▶ _What is being asked_: What is the number of lines containing the string "size"? Answer with the number only.

▶ _Dataset content_:
———
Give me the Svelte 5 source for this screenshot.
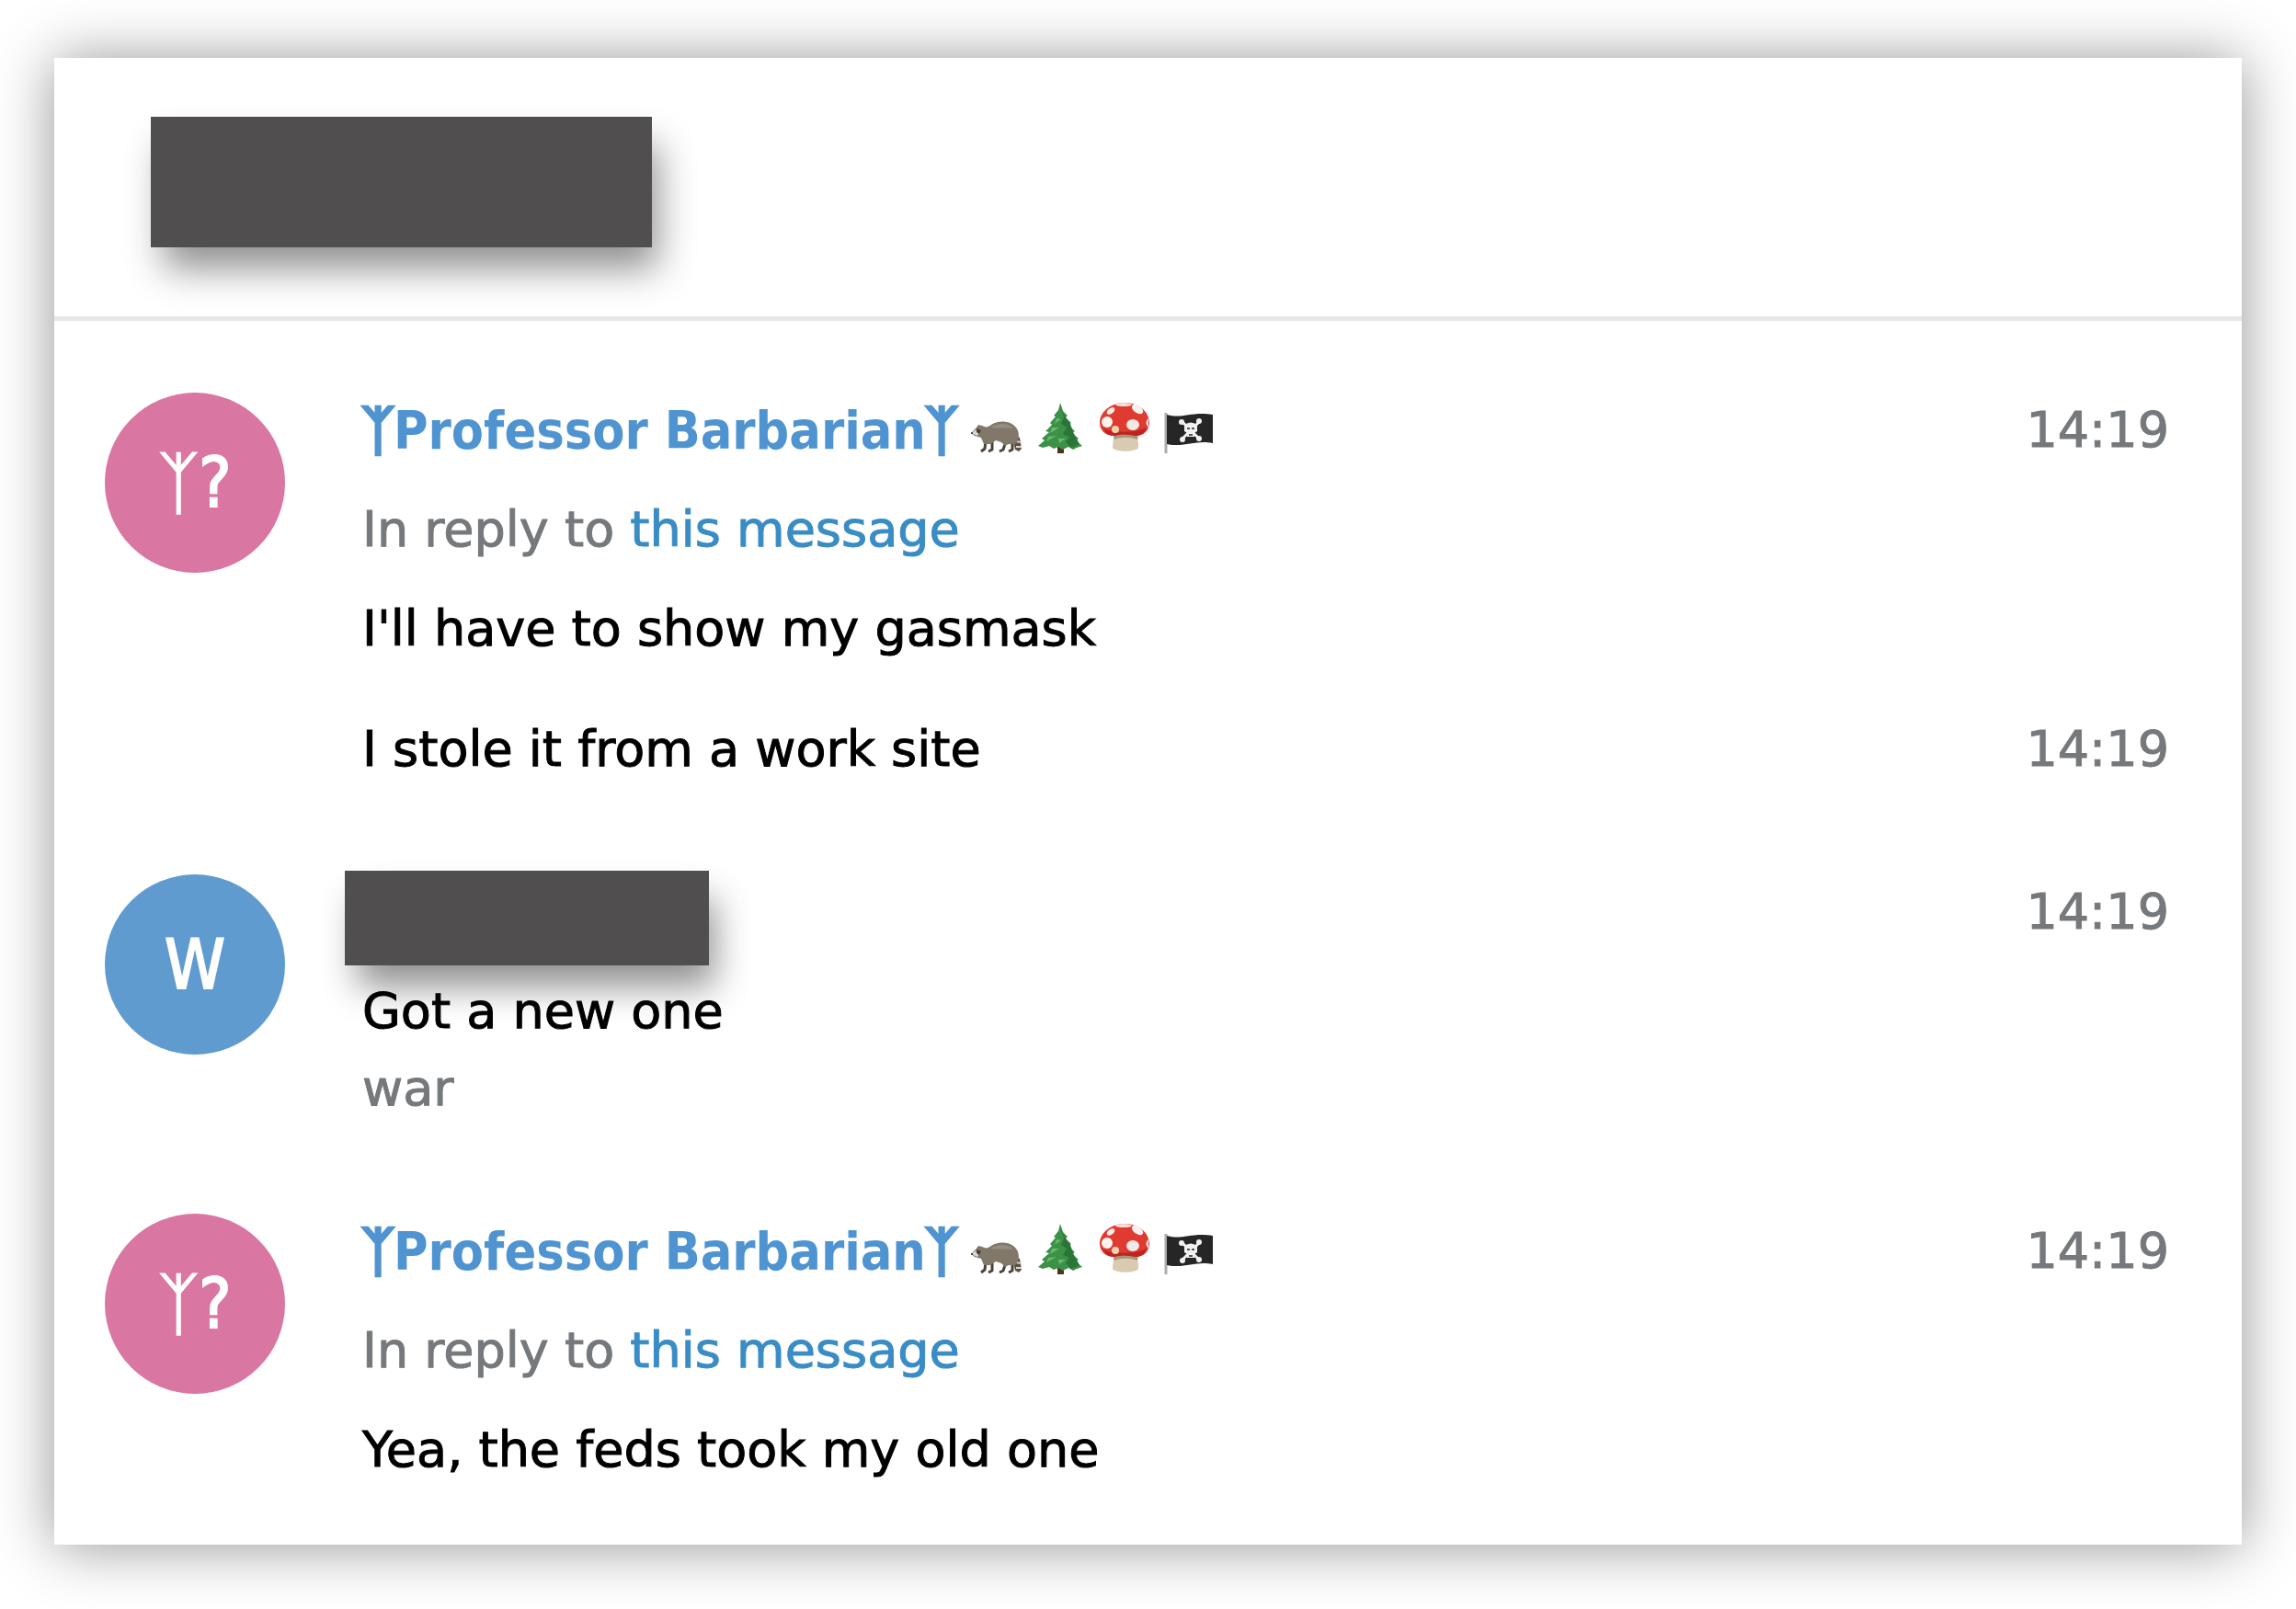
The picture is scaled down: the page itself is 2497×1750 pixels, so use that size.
<script lang="ts">
  type Message = {
    text: string;
    time: string;
    reply?: boolean;
    signature?: string;
  };

  type Group = {
    initials: string;
    color: string;
    name: string | null;
    messages: Message[];
  };

  const groups: Group[] = [
    {
      initials: 'ᛉ?',
      color: '#d977a2',
      name: 'Professor Barbarian',
      messages: [
        { text: "I'll have to show my gasmask", time: '14:19', reply: true },
        { text: 'I stole it from a work site', time: '14:19' },
      ],
    },
    {
      initials: 'W',
      color: '#609bd0',
      name: null,
      messages: [{ text: 'Got a new one', time: '14:19', signature: 'war' }],
    },
    {
      initials: 'ᛉ?',
      color: '#d977a2',
      name: 'Professor Barbarian',
      messages: [{ text: 'Yea, the feds took my old one', time: '14:19', reply: true }],
    },
  ];
</script>

{#snippet badges()}
  <span class="badges">
    <svg viewBox="0 0 56 56" role="img" aria-label="raccoon">
      <path d="M47 36 L54 39 L56 51 L53 54 L49 52 L47 43Z" fill="#5b5248" />
      <path d="M49 43 L56 44 M50 49 L56 49" stroke="#ddd6ca" stroke-width="2" />
      <path d="M17 42 L16 51 L12 54 M24 43 L24 52 L20 54 M39 43 L36 52 L32 54 M46 42 L46 52 L42 54" fill="none" stroke="#4b433a" stroke-width="3" stroke-linejoin="round" />
      <path d="M1 34 L7 28 L9 25 L13 26 C17 28 19 28 23 25 C30 20 44 20 50 28 C54 33 54 42 49 46 L42 46 L38 48 L34 44 L28 42 L22 46 L15 46 L12 39 L5 37Z" fill="#81786a" />
      <path d="M22 28 C30 23 42 23 47 29 C40 28 30 29 22 28Z" fill="#a0978a" opacity="0.7" />
      <path d="M1 34 L7 30 L10 33 L8 37Z" fill="#ddd7cf" />
      <path d="M7 29 L12 31 L10 35 L7 33Z" fill="#463f38" />
      <circle cx="2" cy="34" r="1" fill="#222" />
    </svg>
    <svg viewBox="0 0 56 56" role="img" aria-label="evergreen tree">
      <path d="M25 44 h7 v12 h-7Z" fill="#50341f" />
      <path d="M28 1 L31 10 L36 15 L34 17 L40 23 L37 25 L44 32 L41 34 L48 40 L45 42 L52 48 L46 50 L42 52 L37 49 L31 52 L26 49 L21 51 L16 48 L9 50 L4 48 L11 42 L8 40 L16 33 L12 32 L19 25 L17 23 L23 16 L21 15 L26 9Z" fill="#3c9148" />
      <path d="M28 4 L31 12 L34 17 L39 24 L42 33 L49 46 L40 50 L34 44 L38 38 L31 35 L35 28 L29 24 L32 17Z" fill="#2b7538" />
      <path d="M24 18 L29 19 L22 24Z M19 28 L27 28 L17 34Z M15 38 L24 37 L13 43Z M26 40 L34 40 L27 45Z" fill="#69b96f" />
    </svg>
    <svg viewBox="0 0 56 56" role="img" aria-label="mushroom">
      <path d="M15 32 H43 C41 40 44 46 43 50 C40 55 18 55 15 50 C15 45 17 40 15 32Z" fill="#d9cbb2" />
      <path d="M15 34 H43 L42 41 C34 38 24 38 17 41Z" fill="#a8967a" />
      <path d="M1 22 C2 9 15 1 28 1 C42 1 54 9 55 22 C55 32 48 37 40 37 C32 35 24 35 17 37 C7 37 1 31 1 22Z" fill="#df3b31" />
      <path d="M5 29 C14 34 42 34 52 28 C50 34 46 37 40 37 C32 35 24 35 17 37 C11 37 7 34 5 29Z" fill="#bd2522" />
      <ellipse cx="27" cy="3" rx="9" ry="2" fill="#f4dcd7" />
      <ellipse cx="13" cy="10" rx="5" ry="3" transform="rotate(-38 13 10)" fill="#f8e9e5" />
      <ellipse cx="42" cy="8" rx="7" ry="4" transform="rotate(35 42 8)" fill="#faf0ed" />
      <ellipse cx="9" cy="22" rx="6" ry="6" fill="#faf3ef" />
      <ellipse cx="37" cy="25" rx="7" ry="6" fill="#f2ebe5" />
      <circle cx="18" cy="30" r="4" fill="#f0d2b4" />
      <path d="M54 18 Q49 22 54 28Z" fill="#f8e9e5" />
    </svg>
    <svg viewBox="0 0 56 56" role="img" aria-label="pirate flag">
      <path d="M3 12 V56" stroke="#a9abad" stroke-width="3" />
      <path d="M4 14 C20 19 31 10 54 14 V45 C35 41 24 50 4 46Z" fill="#262626" />
      <path d="M21 22 L39 40 M39 22 L21 40" stroke="#f1f1f1" stroke-width="3" />
      <g fill="#f1f1f1">
        <circle cx="20" cy="22" r="3" />
        <circle cx="39" cy="21" r="3" />
        <circle cx="21" cy="41" r="3" />
        <circle cx="39" cy="40" r="3" />
        <path d="M23 25 Q30 20 37 25 V32 L34 34 V38 H26 V34 L23 32Z" />
      </g>
      <path d="M26 29 h3 M31 29 h3 M28 36 h4" stroke="#555" stroke-width="2" />
    </svg>
  </span>
{/snippet}

<main class="page">
  <header class="page_header">
    <div class="redacted chat_title"></div>
  </header>

  <div class="history">
    {#each groups as group}
      <section class="group">
        <div class="userpic" style="background-color: {group.color}">{group.initials}</div>

        <div class="messages">
          {#each group.messages as message, i}
            <article class="message">
              <div class="body">
                {#if i === 0}
                  {#if group.name}
                    <div class="from_name">
                      <span><span class="rune">ᛉ</span>{group.name}<span class="rune">ᛉ</span></span>
                      {@render badges()}
                    </div>
                  {:else}
                    <div class="redacted sender"></div>
                  {/if}
                {/if}
                {#if message.reply}
                  <div class="details">In reply to <a href="#message">this message</a></div>
                {/if}
                <div class="text">
                  {message.text}
                  {#if message.signature}
                    <div class="signature">{message.signature}</div>
                  {/if}
                </div>
              </div>
              <time>{message.time}</time>
            </article>
          {/each}
        </div>
      </section>
    {/each}
  </div>
</main>

<style>
  :global(body) {
    background-color: #fff;
  }

  .page {
    margin: 63px 59px 70px;
    background-color: #fff;
    box-shadow: 0 2px 60px rgba(0, 0, 0, 0.42);
    color: #000;
    font-family: "DejaVu Sans", sans-serif;
    font-size: 54px;
    line-height: 84px;
  }

  .page_header {
    padding: 64px 105px 75px;
    border-bottom: 5px solid #e7e7e7;
  }

  .redacted {
    background-color: #504e4f;
    box-shadow: 10px 27px 38px -4px rgba(0, 0, 0, 0.44);
  }

  .chat_title {
    width: 545px;
    height: 142px;
  }

  /* the bar is taller than a line and reaches past it on every side */
  .sender {
    width: 396px;
    height: 103px;
    margin: -3px 0 -16px -19px;
  }

  .history {
    display: flex;
    flex-direction: column;
    gap: 93px;
    padding: 77px 79px 61px 55px;
  }

  .group {
    display: flex;
    align-items: flex-start;
    gap: 84px;
  }

  .userpic {
    display: flex;
    flex: none;
    align-items: center;
    justify-content: center;
    width: 196px;
    height: 196px;
    margin-top: 1px;
    border-radius: 50%;
    color: #fff;
    font-family: "DejaVu Sans Condensed", "DejaVu Sans", sans-serif;
    font-size: 74px;
    -webkit-text-stroke: 2px currentColor;
  }

  .messages {
    display: flex;
    flex: 1;
    flex-direction: column;
    gap: 47px;
    -webkit-text-stroke: 1px currentColor;
  }

  .message {
    display: flex;
    justify-content: space-between;
  }

  .body {
    display: flex;
    flex-direction: column;
    gap: 24px;
  }

  .from_name {
    display: flex;
    align-items: center;
    gap: 14px;
    height: 84px;
    color: #4f94d0;
    font-family: "DejaVu Sans Condensed", "DejaVu Sans", sans-serif;
    font-size: 57px;
    font-weight: 700;
    -webkit-text-stroke: 0;
  }

  .rune {
    -webkit-text-stroke: 3px currentColor;
  }

  .badges {
    display: flex;
    gap: 14px;
    margin-bottom: 6px;
  }

  .badges svg {
    width: 56px;
    height: 56px;
  }

  .details,
  .signature,
  time {
    color: #75797c;
  }

  a {
    color: #3a8cc5;
    text-decoration: none;
  }
</style>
———
▶ _Complete response_: 4